Чтение онлайн

ЖАНРЫ

Тайны смерти русских писателей
Шрифт:

Казнь эта нередко считается жестокой ошибкой Николая I. Но мог ли император обойтись без столь сурового приговора и поступить иначе? О «расправе над героями», как нам внушают уже скоро 200 лет, даже разговора быть не может. Традиционный посыл, к которому мы привыкли с детства: «…он — декабрист, то есть уже заслуживает наше уважение» [42] , совершенно не приемлем. Учеными давно признано и доказано, что декабристы были столь разнородны, столь различные цели преследовали, столь противоречивым оказался результат их бессмысленного, во многом безнравственного выступления скучающих барчуков, что априори провозглашать всех участников восстания героями и светлыми личностями, значит, лгать, причем лгать сознательно. Одно дело благороднейшей души, великого ума и великой чести Михаил Сергеевич Лунин (1785–1845), и совсем иное — хитроватый, подловатый трус С. П. Трубецкой. А сколько было среди бунтовщиков российских «наполеончиков», готовых ради минуты тщеславия пожертвовать тысячами вверенных под их командование безграмотных парней? Добро бы ради дела, но командиры-то от скуки фрондировали, фактически в игрушки играли! Возвышенные писульки и призывы — всего лишь антураж кровавой драмы. А сколько среди декабристов было

таких, кто жил по принципу «Ради красного словца не пожалею ни мать, ни отца»? Все списано на благородные цели. Однако на деле цели такие были у единиц, слишком для многих восстание оказалось вульгарным театром, а сами они — минутными героями на театральной сцене, вернее, на Сенатской площади… Власть наказала всех за дело, это не вызывает сомнений. Впрочем, сама она была не лучше осужденных, а во многом еще хуже. Опять получилось вечное: два сапога пара.

42

Рац Д. Вполне несчастный… М.: Альманах «Факел», 1989.
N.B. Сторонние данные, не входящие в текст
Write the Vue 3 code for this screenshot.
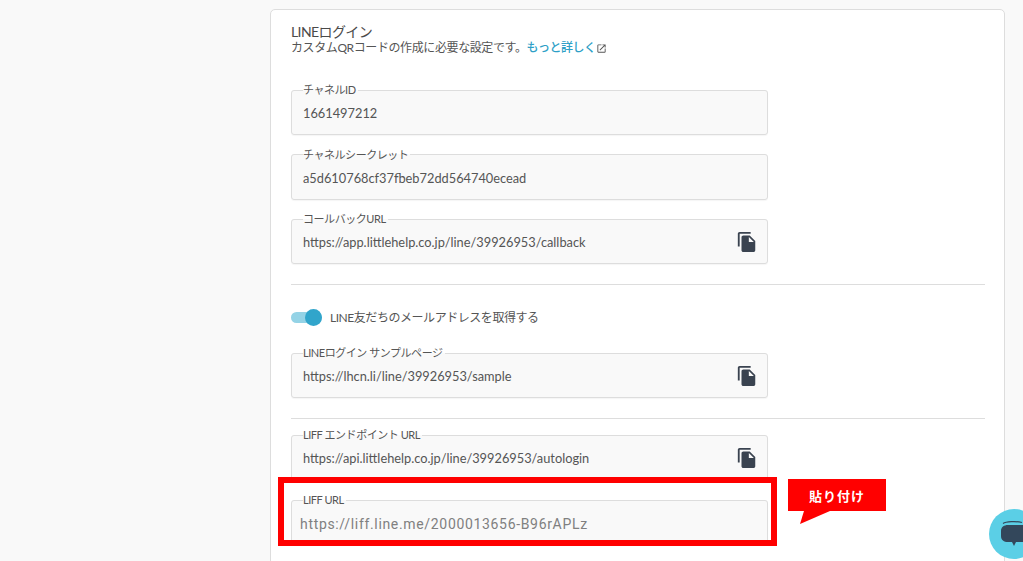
<script setup>
const copyPath = 'M16 1H4c-1.1 0-2 .9-2 2v14h2V3h12V1zm-1 4 6 6v10c0 1.1-.9 2-2 2H7.99C6.89 23 6 22.1 6 21l.01-14c0-1.1.89-2 1.99-2h7zm-1 7h5.5L14 6.5V12z'
const top = [
  { label: 'チャネルID', value: '1661497212' },
  { label: 'チャネルシークレット', value: 'a5d610768cf37fbeb72dd564740ecead' },
  { label: 'コールバックURL', value: 'https://app.littlehelp.co.jp/line/39926953/callback', copy: true }
]
</script>

<template>
  <div class="page">
    <section class="card">
      <h2 class="title">LINEログイン</h2>
      <p class="sub">
        カスタムQRコードの作成に必要な設定です。<a class="more">もっと詳しく</a><svg class="ext" viewBox="0 0 24 24"><path d="M19 19H5V5h7V3H5c-1.11 0-2 .9-2 2v14c0 1.1.89 2 2 2h14c1.1 0 2-.9 2-2v-7h-2v7zM14 3v2h3.59l-9.83 9.83 1.41 1.41L19 6.41V10h2V3h-7z" /></svg>
      </p>

      <div class="group first">
        <fieldset v-for="f in top" :key="f.label" class="field">
          <legend>{{ f.label }}</legend>
          <div class="value">{{ f.value }}</div>
          <svg v-if="f.copy" class="copy" viewBox="0 0 24 24"><path :d="copyPath" /></svg>
        </fieldset>
      </div>

      <hr class="rule rule-a" />

      <div class="switch-row">
        <span class="switch"><span class="knob"></span></span>
        <span class="switch-label">LINE友だちのメールアドレスを取得する</span>
      </div>

      <fieldset class="field sample">
        <legend>LINEログイン サンプルページ</legend>
        <div class="value">https://lhcn.li/line/39926953/sample</div>
        <svg class="copy" viewBox="0 0 24 24"><path :d="copyPath" /></svg>
      </fieldset>

      <hr class="rule rule-b" />

      <fieldset class="field endpoint">
        <legend>LIFF エンドポイント URL</legend>
        <div class="value">https://api.littlehelp.co.jp/line/39926953/autologin</div>
        <svg class="copy" viewBox="0 0 24 24"><path :d="copyPath" /></svg>
      </fieldset>

      <fieldset class="field liff">
        <legend>LIFF URL</legend>
        <div class="value pasted">https://liff.line.me/2000013656-B96rAPLz</div>
      </fieldset>
    </section>

    <div class="highlight"></div>
    <div class="tag">
      <span>貼り付け</span>
      <svg class="tail" viewBox="0 0 32 14"><polygon points="4,0 0,13 30,0" /></svg>
    </div>

    <button class="chat" aria-label="chat">
      <svg viewBox="0 0 28 28" class="chat-icon">
        <path class="arc" d="M3 3.5C6 1.5 16 1 22 2.5" />
        <path d="M8 5h14c4 0 6 2 6 6v5c0 4-2 6-6 6h-6l-2 4-2-4H8c-4 0-7-2-7-6v-5c0-4 3-6 7-6z" />
      </svg>
    </button>
  </div>
</template>

<style scoped>
.page {
  position: relative;
  height: 561px;
  overflow: hidden;
  background: #f9f9f9;
  padding: 9px 18px 0 270px;
  box-sizing: border-box;
  font-family: Lato, "Noto Sans CJK JP", sans-serif;
  color: #555;
}
.card {
  box-sizing: border-box;
  width: 735px;
  height: 600px;
  background: #fff;
  border: 1px solid #ddd;
  border-radius: 5px;
  padding: 14px 19px 0 20px;
}
.title {
  margin: 0;
  font-size: 14px;
  line-height: 16px;
  font-weight: 400;
  letter-spacing: -0.6px;
  color: #4a4a4a;
}
.sub {
  margin: 0;
  font-size: 12px;
  line-height: 16px;
  letter-spacing: -0.4px;
  display: flex;
  align-items: center;
}
.more {
  color: #2e9fc7;
  font-weight: 500;
  letter-spacing: -0.5px;
}
.ext {
  width: 11px;
  height: 11px;
  margin-left: 0;
  fill: #555;
}
.group {
  display: flex;
  flex-direction: column;
  gap: 12.5px;
}
.first {
  margin-top: 27px;
}
.field {
  box-sizing: border-box;
  position: relative;
  display: block;
  width: 477px;
  height: 52px;
  margin: 0;
  padding: 0 11px;
  min-width: 0;
  background: #f9f9f9;
  border: 1px solid #ddd;
  border-radius: 3px;
  box-shadow: 0 1px 1px rgba(0, 0, 0, 0.04);
}
legend {
  padding: 0 2px 0 0;
  font-size: 11px;
  line-height: 14px;
  letter-spacing: -0.45px;
  color: #555;
}
.value {
  padding-top: 7px;
  font-size: 12.8px;
  line-height: 18px;
  color: #555;
}
.pasted {
  margin-left: -3px;
  padding-top: 8px;
  font-family: Roboto, sans-serif;
  font-size: 14px;
  letter-spacing: 0.67px;
  color: #808080;
}
.copy {
  position: absolute;
  right: 9px;
  top: 5px;
  width: 22px;
  height: 22px;
  fill: #3a4350;
}
.rule {
  margin: 0;
  border: 0;
  border-top: 1px solid #ddd;
}
.rule-a {
  margin-top: 20px;
}
.switch-row {
  display: flex;
  align-items: center;
  height: 16px;
  margin-top: 24px;
}
.switch {
  position: relative;
  display: block;
  width: 31px;
  height: 11px;
  background: #94d3e6;
  border-radius: 6px;
}
.knob {
  position: absolute;
  right: 0;
  top: -3px;
  width: 17px;
  height: 17px;
  border-radius: 50%;
  background: #31a5cb;
}
.switch-label {
  margin-left: 8px;
  padding-bottom: 2px;
  font-size: 12px;
  letter-spacing: -0.45px;
  color: #555;
}
.sample {
  margin-top: 21px;
}
.rule-b {
  margin-top: 20px;
}
.endpoint {
  margin-top: 9px;
}
.liff {
  margin-top: 13px;
}
.highlight {
  position: absolute;
  left: 278px;
  top: 477px;
  box-sizing: border-box;
  width: 499px;
  height: 69px;
  border: 6px solid #f00;
}
.tag {
  position: absolute;
  left: 788px;
  top: 479px;
  width: 98px;
  height: 32px;
  background: #f00;
  color: #fff;
  display: flex;
  align-items: center;
  justify-content: center;
  font-size: 13px;
  font-weight: 700;
  letter-spacing: 1px;
}
.tail {
  position: absolute;
  left: 12px;
  top: 32px;
  width: 32px;
  height: 14px;
  fill: #f00;
}
.chat {
  position: absolute;
  left: 989px;
  top: 509px;
  width: 50px;
  height: 50px;
  padding: 0;
  border: 0;
  border-radius: 50%;
  background: #5bcfe6;
}
.chat-icon {
  position: absolute;
  left: 11px;
  top: 11px;
  width: 28px;
  height: 28px;
  fill: #33475b;
}
.arc {
  fill: none;
  stroke: #33475b;
  stroke-width: 1.2;
}
</style>
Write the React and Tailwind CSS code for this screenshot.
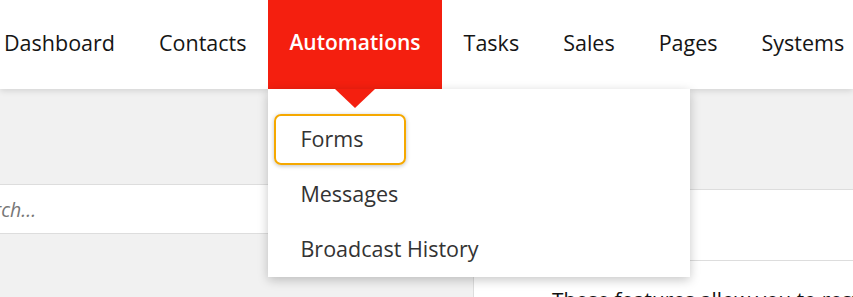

Надо подчеркнуть и тот момент, что постоянное муссирование темы крепостного права в документах и разговорах декабристов тоже является вопиющим блефом для малограмотных людей нашего времени. Равно как и постоянное повторение слов «свобода» и «тиран» в отношении российского самодержца. Доказывается это весьма просто. В 1803 г. Александром I был подписан Указ о вольных хлебопашцах. Согласно этому указу любой помещик имел право освободить от крепостной зависимости либо всех своих крестьян разом, либо даже одного крестьянина, если будет на то его помещичья воля. В этом случае между бывшим владельцем и освобожденными заключался договор, по которому крестьяне выплачивали помещику в рассрочку определенную сумму за свое освобождение или отрабатывали натурально по договоренности с ним. Причем помещик мог и отказаться от каких-либо выплат в его пользу. Государством и императором выставлялось единственное требование: крестьян следовало освобождать с землей и жильем. Освобожденные крестьяне становились вольными хлебопашцами, то есть государственными крестьянами, получали все гражданские права и оказывались под защитой непосредственно императорской власти. С 1803 г. и до восстания в декабре 1825 г. ни один декабрист не воспользовался этим указом! Другие помещики, пусть и малые числом, без лишнего шума на основании этого закона освобождали своих крестьян; всего за время действия закона так были освобождены около 1,5 % от общей численности крепостных.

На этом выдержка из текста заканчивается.